THEORETICAL-STUDIES OF ENERGY-TRANSFER AND REACTION IN H+H2O AND H+D2O COLLISIONS

We present the results of a quasiclassical trajectory study of vibration-rotation excitation and reaction in H + H2O(000) and H + D2O(000) collisions, including detailed comparisons with experiment. All calculations have used a semiempirical potential surface due to Schatz and Elgersma, and the H2O initial and final states were numerically determined by solving for the good action variables associated with vibrational motions. Our studies of collisional excitation emphasize comparisons with recent experiments by Lovejoy, Goldfarb, and Leone [J. Chem. Phys. 96, 7180 (1992)] in which fast hydrogen atoms produce vibrationally and rotationally excited water.
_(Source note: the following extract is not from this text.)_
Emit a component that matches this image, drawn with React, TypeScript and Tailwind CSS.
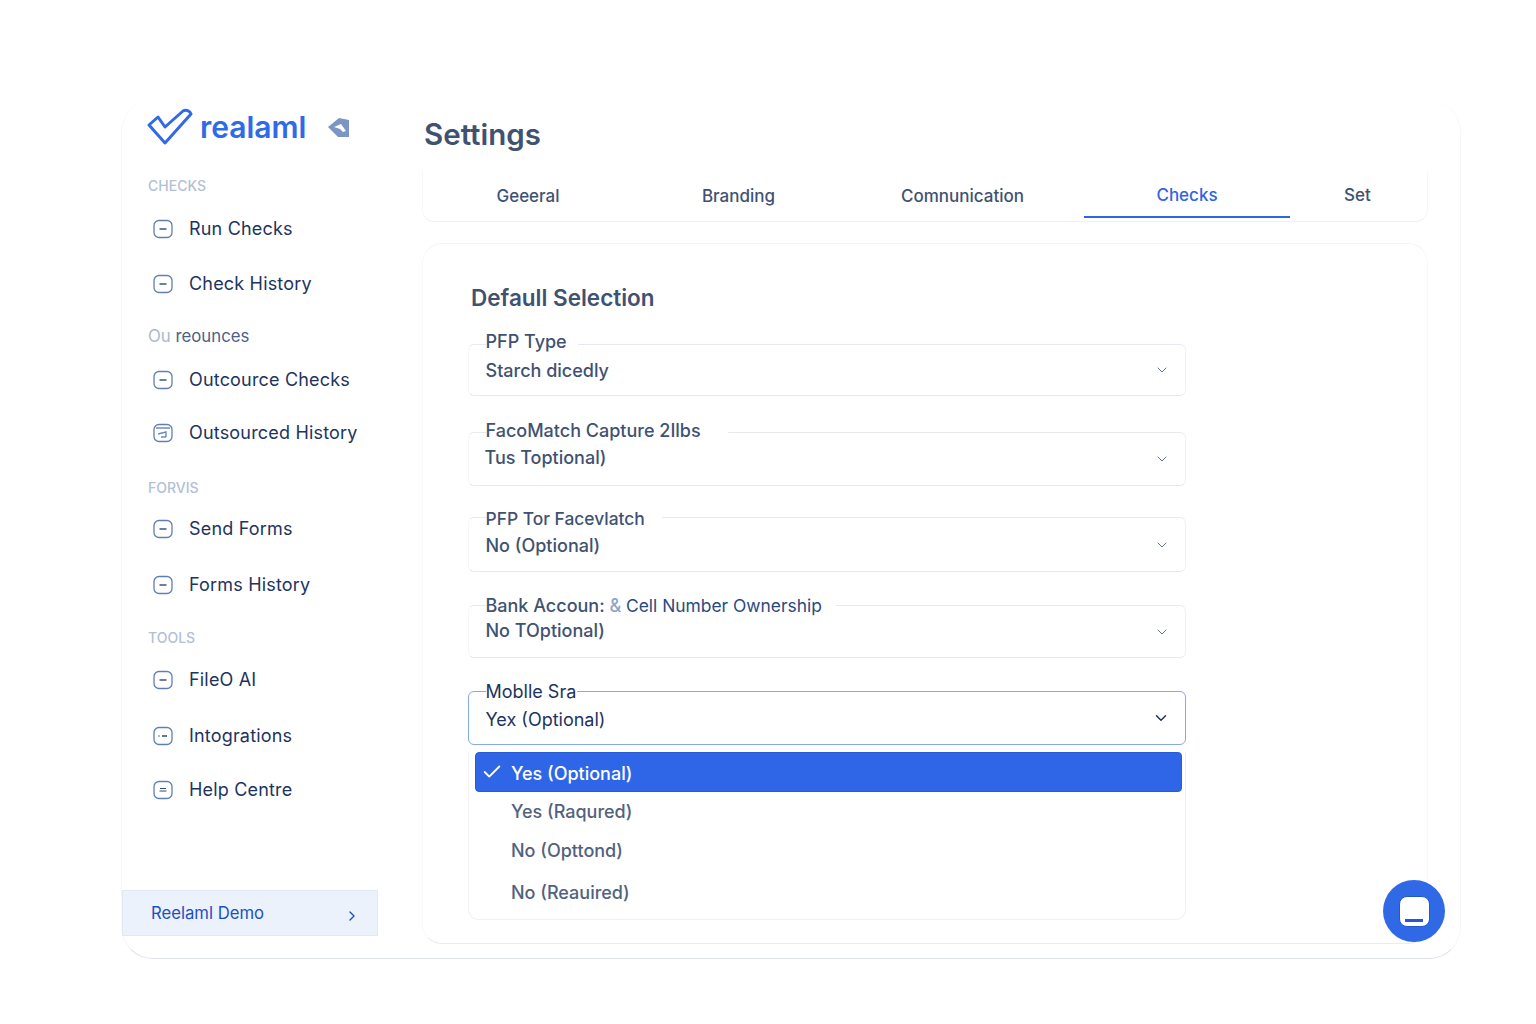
import React from 'react'
import { ChevronDown, ChevronRight, Check } from 'lucide-react'

const font = { fontFamily: 'Inter, "Noto Sans", sans-serif' }

// ── Sidebar ────────────────────────────────────────────────────────────────

const NavIcon: React.FC<{ kind?: 'minus' | 'cal' | 'dots' | 'lines' }> = ({ kind = 'minus' }) => (
  <svg width="20" height="20" viewBox="0 0 20 20" fill="none" className="shrink-0">
    <rect x="1" y="1.5" width="18" height="17" rx="5" stroke="#5f7fb3" strokeWidth="1.3" />
    {kind === 'minus' && <path d="M6.5 10h7" stroke="#2c4a7c" strokeWidth="1.4" />}
    {kind === 'cal' && <path d="M3 5h14M5 11l8-2v5M8 14h5" stroke="#6f8bb8" strokeWidth="1.4" />}
    {kind === 'dots' && <path d="M5.5 10h1M9 10h5" stroke="#2c4a7c" strokeWidth="1.6" />}
    {kind === 'lines' && <path d="M7 8.5h6M6.5 11h7" stroke="#2c4a7c" strokeWidth="1.1" />}
  </svg>
)

const NavItem: React.FC<{ label: string; kind?: 'minus' | 'cal' | 'dots' | 'lines'; className?: string }> = ({ label, kind, className }) => (
  <div className={`flex items-center gap-[16px] pl-[31px] text-[18px] tracking-[0.01em] leading-[24px] text-[#1d3461] ${className ?? ''}`}>
    <NavIcon kind={kind} />
    <span>{label}</span>
  </div>
)

const SectionLabel: React.FC<{ children: React.ReactNode; className?: string }> = ({ children, className }) => (
  <div className={`pl-[26px] text-[14px] leading-[18px] font-medium text-[#b3c0d6] ${className ?? ''}`}>{children}</div>
)

const Sidebar = () => (
  <aside className="w-[257px] shrink-0 flex flex-col">
    <div className="flex items-center pl-[25px] h-[54px]">
      <svg width="47" height="38" viewBox="0 0 47 38" fill="none">
        <path d="M2 17l9-8 7 10L36 3c3-2 7 0 8 3L18 35z" stroke="#2f6be6" strokeWidth="3" strokeLinejoin="round" />
      </svg>
      <span className="ml-[6px] text-[30px] leading-[36px] font-semibold text-[#2f6be6]">realaml</span>
      <svg width="22" height="20" viewBox="0 0 22 20" className="ml-[22px]">
        <path d="M0 10L11 1l10 2v17H10z" fill="#7c95c4" />
        <path d="M6 10l7-3 5 7-3 1-3-3z" fill="#ffffff" />
      </svg>
    </div>
    <SectionLabel className="mt-[23px]">CHECKS</SectionLabel>
    <NavItem label="Run Checks" className="mt-[22px]" />
    <NavItem label="Check History" className="mt-[31px]" />
    <div className="pl-[26px] mt-[28px] text-[16.8px] leading-[24px] text-[#4a6288]">
      <span className="text-[#a9b9d1]">Ou</span> reounces
    </div>
    <NavItem label="Outcource Checks" className="mt-[20px]" />
    <NavItem label="Outsourced History" kind="cal" className="mt-[29px]" />
    <SectionLabel className="mt-[34px]">FORVIS</SectionLabel>
    <NavItem label="Send Forms" className="mt-[20px]" />
    <NavItem label="Forms History" className="mt-[32px]" />
    <SectionLabel className="mt-[32px]">TOOLS</SectionLabel>
    <NavItem label="FileO AI" className="mt-[21px]" />
    <NavItem label="Intogrations" kind="dots" className="mt-[32px]" />
    <NavItem label="Help Centre" kind="lines" className="mt-[30px]" />
    <div className="mt-[88px] mr-[1px] h-[46px] flex items-center justify-between pl-[28px] pr-[17px] pt-[2px] bg-[#ecf2fc] border border-[#e0e8f5] text-[16.7px] text-[#1d4fc4]">
      <span>Reelaml Demo</span>
      <ChevronRight size={16} strokeWidth={2} className="mt-[3px]" />
    </div>
  </aside>
)

// ── Settings ───────────────────────────────────────────────────────────────

const tabs = [
  { label: 'Geeeral', w: 'w-[210px]', pt: 'pt-[5px]' },
  { label: 'Branding', w: 'w-[211px]', pt: 'pt-[5px]' },
  { label: 'Comnunication', w: 'w-[237px]', pt: 'pt-[5px]' },
  { label: 'Checks', w: 'w-[206px] ml-[3px]', pt: 'pt-[4px]', active: true },
  { label: 'Set', w: 'w-[135px]', pt: 'pt-[4px]' },
]

const Tabs = () => (
  <div className="flex h-[51px] w-[1006px] rounded-b-[12px] border-b border-x border-b-[#eef0f4] border-x-[#f6f7f9] text-[17px] text-[#3f5272] font-medium">
    {tabs.map(t => (
      <div
        key={t.label}
        className={`${t.w} ${t.pt} flex items-center justify-center ${t.active ? 'h-[47px] border-b-2 border-[#2f66e0] text-[#2f66e0]' : 'h-[46px]'}`}
      >
        {t.label}
      </div>
    ))}
  </div>
)

const Field: React.FC<{
  label: React.ReactNode
  value: string
  box: string
  labelPos: string
  valuePos: string
  focused?: boolean
}> = ({ label, value, box, labelPos, valuePos, focused }) => (
  <div className={`relative -ml-[3px] w-[718px] rounded-[6px] border ${focused ? 'border-[#86a9e8]' : 'border-[#e6e9ef] border-l-[#f6f7f9] border-r-[#f0f1f5] font-medium'} ${box}`}>
    <div className={`absolute left-[16.5px] right-0 flex items-center text-[18px] leading-[24px] ${labelPos} ${focused ? 'text-[#1d3461]' : 'text-[#3f5272]'}`}>
      {label}
    </div>
    <div className={`absolute left-[16.5px] text-[18px] leading-[24px] ${valuePos} ${focused ? 'text-[#1d3461]' : 'text-[#3f5272]'}`}>{value}</div>
    <ChevronDown
      size={focused ? 18 : 16}
      strokeWidth={focused ? 2 : 1.5}
      className={`absolute right-[15px] top-1/2 -translate-y-1/2 ${focused ? 'text-[#1d3461]' : 'text-[#64748b]'}`}
    />
  </div>
)

const Dropdown = () => (
  <div className="-ml-[3px] w-[718px] h-[168px] mt-[7px] rounded-b-[10px] border-x border-b border-[#f0f1f5] pl-[6px] pr-[3px] text-[18px] leading-[24px] text-[#52627e] font-medium">
    <div className="h-[40px] flex items-center gap-[8px] pl-[5px] rounded-[4px] bg-[#2f66e8] border border-[#2a5cd6] text-white">
      <Check size={22} strokeWidth={2} />
      <span className="mt-[3px]">Yes (Optional)</span>
    </div>
    <div className="pl-[36px] mt-[8px]">Yes (Raqured)</div>
    <div className="pl-[36px] mt-[15px]">No (Opttond)</div>
    <div className="pl-[36px] mt-[18px]">No (Reauired)</div>
  </div>
)

export default function App() {
  return (
    <div style={font} className="w-[1536px] h-[1024px] bg-white pt-[100px] pl-[121px] overflow-hidden">
      <div className="relative flex w-[1340px] h-[859px] rounded-[32px] border-b border-x border-b-[#dde1ea] border-x-[#f6f7f9]">
        <Sidebar />
        <main className="pl-[43px] flex-1">
          <h1 className="mt-[14px] ml-[2px] text-[29.5px] leading-[40px] font-semibold text-[#3f5272]">Settings</h1>
          <div className="mt-[17px]">
            <Tabs />
          </div>
          <section className="mt-[21px] w-[1006px] h-[701px] rounded-[20px] border border-t-[#f3f4f7] border-x-[#f8f9fa] border-b-[#e9ecf2] pl-[48px] pt-[39px]">
            <h2 className="text-[22.5px] leading-[30px] font-semibold text-[#3f5272]">Defaull Selection</h2>
            <div className="h-[31px]" />
            <Field
              label={<span className="bg-white pr-[11px]">PFP Type</span>}
              value="Starch dicedly"
              box="h-[52px]"
              labelPos="-top-[15px]"
              valuePos="bottom-[12px]"
            />
            <Field
              label={<span className="bg-white pr-[27px]">FacoMatch Capture 2Ilbs</span>}
              value="Tus Toptional)"
              box="h-[54px] mt-[36px]"
              labelPos="-top-[14px]"
              valuePos="bottom-[15px] -ml-[1px]"
            />
            <Field
              label={<span className="bg-white pr-[17px] text-[17.4px]">PFP Tor Facevlatch</span>}
              value="No (Optional)"
              box="h-[55px] mt-[31px]"
              labelPos="-top-[11px]"
              valuePos="bottom-[13px]"
            />
            <Field
              label={
                <span className="bg-white pr-[14px]">
                  Bank Accoun: <span className="text-[#8ea4c8]">&</span>{' '}
                  <span className="text-[17.4px] font-normal text-[#2b4a80]">Cell Number Ownership</span>
                </span>
              }
              value="No TOptional)"
              box="h-[53px] mt-[33px]"
              labelPos="-top-[12px]"
              valuePos="bottom-[14px]"
            />
            <Field
              label={<span className="bg-white pr-[1px]">Moblle Sra</span>}
              value="Yex (Optional)"
              box="h-[54px] mt-[33px]"
              labelPos="-top-[12px]"
              valuePos="bottom-[12px]"
              focused
            />
            <Dropdown />
          </section>
        </main>
        <button className="absolute right-[15px] bottom-[16px] w-[62px] h-[62px] rounded-full bg-[#3069e6] flex items-center justify-center">
          <span className="w-[31px] h-[31px] rounded-[8px] bg-white flex items-end justify-center pb-[4px] border border-[#2456cc]">
            <span className="w-[18px] h-[3px] bg-[#2456e0]" />
          </span>
        </button>
      </div>
    </div>
  )
}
As in the experiments, we find a propensity for the production of rotational states in which the rotational angular momentum vector is predominantly aligned perpendicular to the water molecule plane (c-axis excitation). This propensity is found for all excited vibrational states of H2O, but it is significantly stronger in the experiments [where only the (001) state was studied] than in the calculations. An analysis of trajectory motions indicates that the primary excitation mechanism for states which show the c-axis propensity involves a nearly planar collision in which the incoming H impulsively strikes one of the water hydrogens. Failed reactive collisions associated with either abstraction or exchange as well as reactive exchange collisions give the same propensity but they are not the dominant mechanism for producing aligned water. In studies of the reaction H + D2O-->OD + HD, we analyze product vibrational and rotational state distributions in detail, making comparison with recent studies of Adelman, Filseth, and Zare [preceding paper, J. Chem. Phys. 98, 4636 (1993)] as well as earlier work. The product HD energy partitioning is found to be in excellent average agreement with experiment, with the HD receiving much more of the available energy than does OD. There are, however, differences in some of the HD rotational distributions, with the experiment showing a much stronger inverse correlation between HD rotational and vibrational excitation than is found in the calculations.